FBR’s Member Inland Revenue Policy Dr Mohammad Iqbal will supervise the whole exercise.
This FBR claim comes at a time when the bureau’s offshore tax amnesty scheme received a poor response.
According to the federal Ministry of Finance, Pakistani citizens have declared foreign assets worth Rs577 billion or just $4.8 billion and repatriated a meager sum of $40 million.
Tax authorities had pegged their hopes on Pakistani citizens to declare a significant chunk of the estimated $150 billion moveable and immovable assets under the amnesty scheme.
The government has already extended the scheme by a month (till July 31) in view of the lukewarm response. The amnesty scheme was originally scheduled to end on June 30.

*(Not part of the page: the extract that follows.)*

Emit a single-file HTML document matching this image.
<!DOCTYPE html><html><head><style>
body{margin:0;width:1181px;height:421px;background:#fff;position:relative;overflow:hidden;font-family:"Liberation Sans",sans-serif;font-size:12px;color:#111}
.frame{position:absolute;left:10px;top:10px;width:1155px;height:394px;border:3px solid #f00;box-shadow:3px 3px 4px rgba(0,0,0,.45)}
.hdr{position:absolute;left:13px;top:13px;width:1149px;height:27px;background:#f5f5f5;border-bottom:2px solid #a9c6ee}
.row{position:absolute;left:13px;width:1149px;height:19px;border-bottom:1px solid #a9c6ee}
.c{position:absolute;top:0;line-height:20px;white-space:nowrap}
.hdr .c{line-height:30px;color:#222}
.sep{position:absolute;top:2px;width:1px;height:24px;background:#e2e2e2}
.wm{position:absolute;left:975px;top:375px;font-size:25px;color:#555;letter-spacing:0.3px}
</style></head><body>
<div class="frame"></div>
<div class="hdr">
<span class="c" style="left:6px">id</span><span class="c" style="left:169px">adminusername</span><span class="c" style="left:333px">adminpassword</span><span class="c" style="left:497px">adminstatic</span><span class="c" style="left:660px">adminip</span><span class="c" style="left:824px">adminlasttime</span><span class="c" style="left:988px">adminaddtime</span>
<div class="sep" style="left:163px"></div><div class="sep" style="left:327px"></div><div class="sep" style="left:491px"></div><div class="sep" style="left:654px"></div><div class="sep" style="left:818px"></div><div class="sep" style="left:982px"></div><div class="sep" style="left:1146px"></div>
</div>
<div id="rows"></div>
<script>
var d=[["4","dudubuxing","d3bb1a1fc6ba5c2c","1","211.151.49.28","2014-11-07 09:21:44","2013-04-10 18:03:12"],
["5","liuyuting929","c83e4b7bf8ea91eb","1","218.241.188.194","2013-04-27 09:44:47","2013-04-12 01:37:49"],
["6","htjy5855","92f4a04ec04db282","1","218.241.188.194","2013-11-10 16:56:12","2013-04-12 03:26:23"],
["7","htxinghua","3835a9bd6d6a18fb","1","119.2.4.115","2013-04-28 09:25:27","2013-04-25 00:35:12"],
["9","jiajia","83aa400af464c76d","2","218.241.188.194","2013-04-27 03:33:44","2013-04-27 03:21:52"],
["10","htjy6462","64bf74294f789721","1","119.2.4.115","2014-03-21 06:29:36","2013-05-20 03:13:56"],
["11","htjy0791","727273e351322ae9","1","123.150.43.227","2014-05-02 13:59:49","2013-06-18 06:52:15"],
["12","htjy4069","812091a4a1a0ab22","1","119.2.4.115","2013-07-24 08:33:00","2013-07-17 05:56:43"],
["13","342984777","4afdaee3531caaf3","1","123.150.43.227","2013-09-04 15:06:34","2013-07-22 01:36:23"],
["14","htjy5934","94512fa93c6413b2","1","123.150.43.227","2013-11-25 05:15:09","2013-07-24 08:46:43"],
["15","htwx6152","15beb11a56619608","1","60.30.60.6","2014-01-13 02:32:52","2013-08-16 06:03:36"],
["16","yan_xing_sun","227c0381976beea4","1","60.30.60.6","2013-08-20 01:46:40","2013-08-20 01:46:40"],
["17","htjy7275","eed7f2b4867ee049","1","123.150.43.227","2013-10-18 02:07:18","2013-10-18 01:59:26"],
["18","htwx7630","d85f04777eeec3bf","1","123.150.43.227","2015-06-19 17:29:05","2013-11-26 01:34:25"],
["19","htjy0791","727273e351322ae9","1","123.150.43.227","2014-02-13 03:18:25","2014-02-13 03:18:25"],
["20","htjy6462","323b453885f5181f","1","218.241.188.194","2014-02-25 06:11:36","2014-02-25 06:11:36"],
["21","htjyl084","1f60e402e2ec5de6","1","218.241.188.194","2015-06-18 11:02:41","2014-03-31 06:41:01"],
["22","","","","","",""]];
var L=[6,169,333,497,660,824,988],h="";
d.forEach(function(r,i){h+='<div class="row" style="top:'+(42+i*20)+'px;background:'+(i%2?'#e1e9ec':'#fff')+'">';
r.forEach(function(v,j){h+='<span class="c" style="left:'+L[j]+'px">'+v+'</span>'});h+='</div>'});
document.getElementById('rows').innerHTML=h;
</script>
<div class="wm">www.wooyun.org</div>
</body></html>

On Monday, FBR’s Member Facilitation and Taxpayers Education, Lubna Farrukh Mirza ruled out the possibility of any further extension in the deadline of tax amnesty.
Advising the people to use this opportunity to declare their undisclosed assets before the end of the amnesty scheme, she said that after the amnesty expired, they could face penalty and prosecution in addition to tax on their undeclared assets and income.

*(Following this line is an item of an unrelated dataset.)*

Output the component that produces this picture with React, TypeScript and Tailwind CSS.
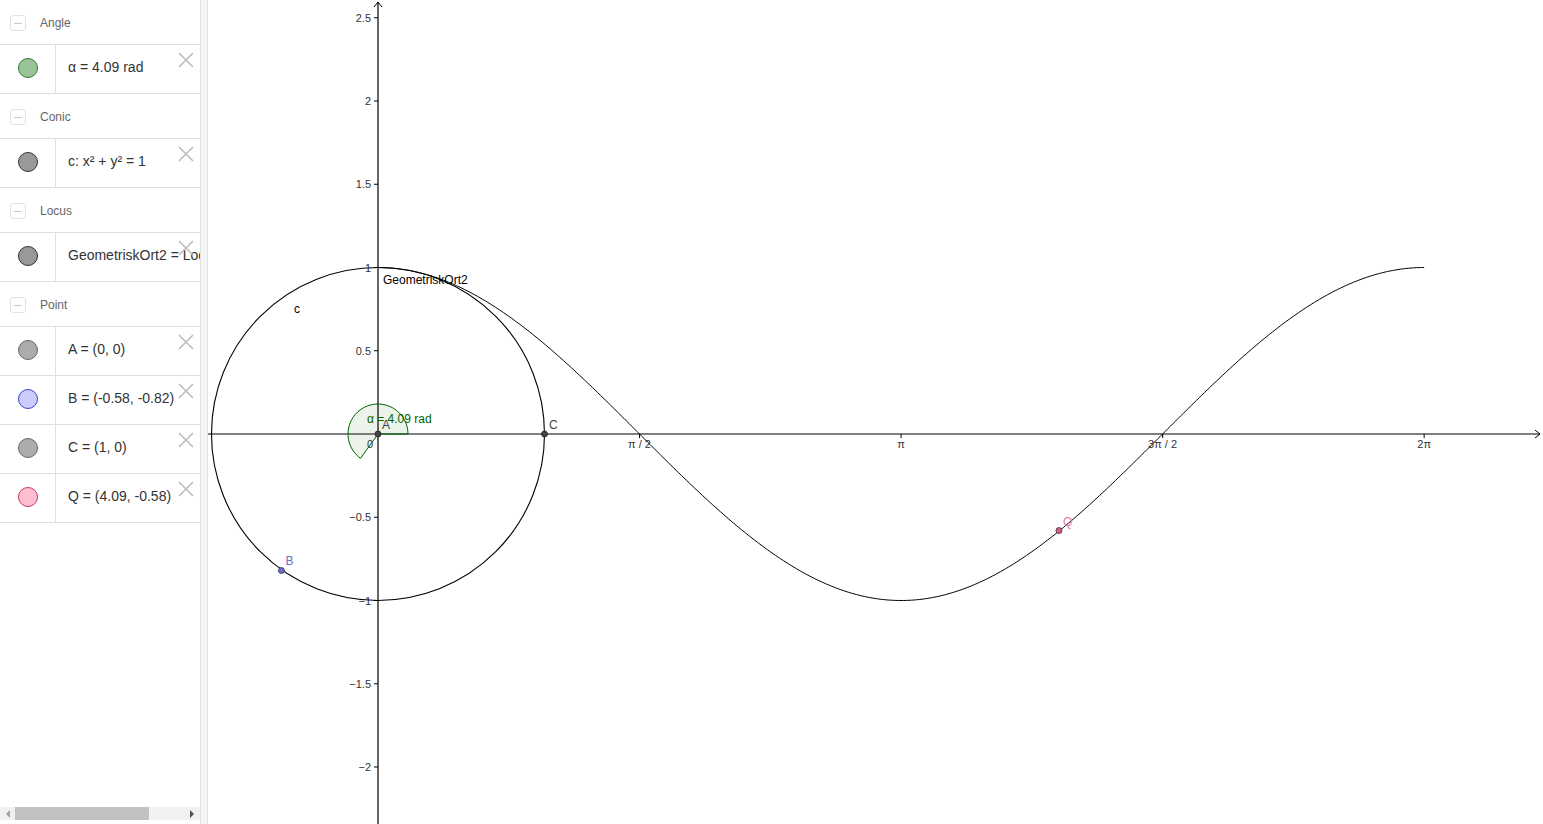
import React from "react";

const U = 166.5; // px per unit
const OX = 170; // origin x inside the graph svg
const OY = 434;

const px = (x: number) => OX + x * U;
const py = (y: number) => OY - y * U;

type Item = { text: string; fill: string; stroke: string };
type Group = { title: string; items: Item[] };

const groups: Group[] = [
  { title: "Angle", items: [{ text: "α = 4.09 rad", fill: "#99c499", stroke: "#2f7a2f" }] },
  { title: "Conic", items: [{ text: "c: x² + y² = 1", fill: "#999999", stroke: "#333333" }] },
  { title: "Locus", items: [{ text: "GeometriskOrt2 = Locus(Q, B)", fill: "#999999", stroke: "#333333" }] },
  {
    title: "Point",
    items: [
      { text: "A = (0, 0)", fill: "#acacac", stroke: "#666666" },
      { text: "B = (-0.58, -0.82)", fill: "#ccccff", stroke: "#4040cc" },
      { text: "C = (1, 0)", fill: "#acacac", stroke: "#666666" },
      { text: "Q = (4.09, -0.58)", fill: "#ffbfd1", stroke: "#cc3366" },
    ],
  },
];

function CloseIcon() {
  return (
    <svg width="16" height="16" viewBox="0 0 16 16" className="absolute right-[6px] top-[7px]">
      <path d="M1 1 L15 15 M15 1 L1 15" stroke="#bdbdbd" strokeWidth="1.6" fill="none" />
    </svg>
  );
}

function AlgebraPanel() {
  return (
    <div className="relative flex h-full w-[200px] shrink-0 flex-col overflow-hidden bg-white font-['Liberation_Sans',sans-serif]">
      <div className="flex-1">
        {groups.map((g) => (
          <div key={g.title}>
            <div className="flex h-[45px] items-center border-b border-[#e0e0e0] pt-[2px]">
              <div className="ml-[10px] flex h-[16px] w-[16px] items-center justify-center rounded-[3px] border border-[#e3e3e3]">
                <div className="h-[1px] w-[8px] bg-[#c8c8c8]" />
              </div>
              <span className="ml-[14px] text-[12px] text-[#666]">{g.title}</span>
            </div>
            {g.items.map((it) => (
              <div key={it.text} className="relative flex h-[49px] border-b border-[#e0e0e0]">
                <div className="flex w-[56px] shrink-0 items-center justify-center border-r border-[#e0e0e0] pb-[3px]">
                  <div
                    className="h-[20px] w-[20px] rounded-full border"
                    style={{ background: it.fill, borderColor: it.stroke }}
                  />
                </div>
                <div className="flex items-center whitespace-nowrap pb-[3px] pl-[12px] text-[14px] text-[#333]">
                  {it.text}
                </div>
                <CloseIcon />
              </div>
            ))}
          </div>
        ))}
      </div>
      <div className="mb-[4px] flex h-[13px] items-center bg-[#f1f1f1]">
        <svg width="6" height="8" viewBox="0 0 6 8" className="ml-[5px]">
          <path d="M5 0 L1 4 L5 8 Z" fill="#a3a3a3" />
        </svg>
        <div className="ml-[4px] h-[13px] w-[134px] bg-[#c1c1c1]" />
        <div className="flex-1" />
        <svg width="6" height="8" viewBox="0 0 6 8" className="mr-[5px]">
          <path d="M1 0 L5 4 L1 8 Z" fill="#505050" />
        </svg>
      </div>
    </div>
  );
}

function Graph() {
  const pts: string[] = [];
  for (let i = 0; i <= 400; i++) {
    const x = (i / 400) * 2 * Math.PI;
    pts.push(`${i === 0 ? "M" : "L"}${px(x).toFixed(2)} ${py(Math.cos(x)).toFixed(2)}`);
  }
  const yTicks = [2.5, 2, 1.5, 1, 0.5, -0.5, -1, -1.5, -2];
  const xTicks = [
    { v: Math.PI / 2, l: "π / 2" },
    { v: Math.PI, l: "π" },
    { v: (3 * Math.PI) / 2, l: "3π / 2" },
    { v: 2 * Math.PI, l: "2π" },
  ];
  const r = 30;
  const a = 4.09;
  const ex = OX + r * Math.cos(a);
  const ey = OY - r * Math.sin(a);
  const fmt = (v: number) => (v < 0 ? "\u2212" + String(-v) : String(v));
  const B = { x: px(-0.58), y: py(-0.82) };
  const Q = { x: px(4.09), y: py(-0.58) };
  return (
    <div className="relative h-full flex-1 overflow-hidden bg-white">
      <svg width="1335" height="824" className="block font-['Liberation_Sans',sans-serif]">
        {/* axes */}
        <line x1="0" y1={OY} x2="1332" y2={OY} stroke="#000" strokeWidth="1.2" />
        <path d={`M1327 ${OY - 4} L1332 ${OY} L1327 ${OY + 4}`} stroke="#000" fill="none" strokeWidth="1" />
        <line x1={OX} y1="2" x2={OX} y2="824" stroke="#000" strokeWidth="1.2" />
        <path d={`M${OX - 4} 7 L${OX} 2 L${OX + 4} 7`} stroke="#000" fill="none" strokeWidth="1" />
        {yTicks.map((t) => (
          <g key={t}>
            <line x1={OX - 4} y1={py(t)} x2={OX} y2={py(t)} stroke="#000" strokeWidth="1" />
            <text x={OX - 7} y={py(t) + 4} fontSize="11" textAnchor="end" fill="#333">
              {fmt(t)}
            </text>
          </g>
        ))}
        {xTicks.map((t) => (
          <g key={t.l}>
            <line x1={px(t.v)} y1={OY} x2={px(t.v)} y2={OY + 4} stroke="#000" strokeWidth="1" />
            <text x={px(t.v)} y={OY + 14} fontSize="11" textAnchor="middle" fill="#333">
              {t.l}
            </text>
          </g>
        ))}
        <text x={OX - 11} y={OY + 14} fontSize="11" fill="#333">0</text>

        {/* angle */}
        <path
          d={`M${OX} ${OY} L${OX + r} ${OY} A${r} ${r} 0 1 0 ${ex} ${ey} Z`}
          fill="#006400"
          fillOpacity="0.08"
          stroke="#006400"
          strokeWidth="1"
        />

        {/* circle c */}
        <circle cx={OX} cy={OY} r={U} fill="none" stroke="#000" strokeWidth="1.1" />
        {/* locus */}
        <path d={pts.join(" ")} fill="none" stroke="#000" strokeWidth="1" />

        {/* labels */}
        <text x="86" y="313" fontSize="12" fill="#000">c</text>
        <text x="175" y="284" fontSize="12" fill="#000">GeometriskOrt2</text>
        <text x="159" y="423" fontSize="12" fill="#006400">α = 4.09 rad</text>
        <text x="174" y="429" fontSize="12" fill="#444">A</text>
        <text x="341" y="429" fontSize="12" fill="#444">C</text>
        <text x={B.x + 4} y={B.y - 6} fontSize="12" fill="#6c6ccc">B</text>
        <text x={Q.x + 4} y={Q.y - 5} fontSize="12" fill="#e07aa0">Q</text>

        {/* points */}
        <circle cx={OX} cy={OY} r="3" fill="#444" stroke="#222" strokeWidth="0.8" />
        <circle cx={px(1)} cy={OY} r="3" fill="#444" stroke="#222" strokeWidth="0.8" />
        <circle cx={B.x} cy={B.y} r="3" fill="#6b6bd6" stroke="#333" strokeWidth="0.8" />
        <circle cx={Q.x} cy={Q.y} r="3" fill="#d65c86" stroke="#333" strokeWidth="0.8" />
      </svg>
    </div>
  );
}

export default function App() {
  return (
    <div className="flex h-[824px] w-[1543px] overflow-hidden bg-white">
      <AlgebraPanel />
      <div className="h-full w-[8px] shrink-0 border-x border-[#e2e2e2] bg-[#f5f5f5]" />
      <Graph />
    </div>
  );
}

The government offered Pakistani citizens to declare their liquid foreign assets at 5% rate and immovable assets by paying just 3% tax. Individuals who actually brought their assets back to the country and invested in government amnesty bonds, the tax rate is just 2%.
Another senior FBR official insisted that the information received from the UK was “actionable”, which will help the tax machinery to proceed against individuals who opted not to disclose these assets under the amnesty scheme.
He said that unlike Panama Papers, the information shared by UK authorities was latest and more specific.
The G20 nations have developed a 15-point action plan to curb tax avoidance in which point 13 gives detailed guidelines for transfer pricing documentation and also provides a standardized reporting format called Country-by-Country Reporting (CBCR).
Pakistan’s CBCR Peer Review was completed in February this year. The review covered domestic legal and administrative framework, certain aspects of the exchange of information framework as well as certain aspects of the confidentiality and appropriate use of these reports.
Tax amnesty evokes poor response
Pakistan is part to the Multilateral Convention on Mutual Administrative Assistance in Tax Matters.
According to the CBCR Peer Review, as of January this year, Pakistan had not activated bilateral relationships under the CbC Multilateral Competent Authorities Agreement (MCAA).
The OECD had recommended that Pakistan should take steps to enable exchanges in respect of the first fiscal year and have Qualifying Competent Authority agreements in effect with jurisdictions of the Inclusive Framework that met the confidentiality, appropriate use and consistency conditions.
The FBR’s spokesman maintained that Pakistan had subsequently fulfilled all legal and regulatory requirements.
On the issue of appropriate use of information, the CbC Reporting Peer Review report noted: “Pakistan does not yet have measures in place relating to appropriate use”.
But the FBR spokesman insisted that this requirement had also been met.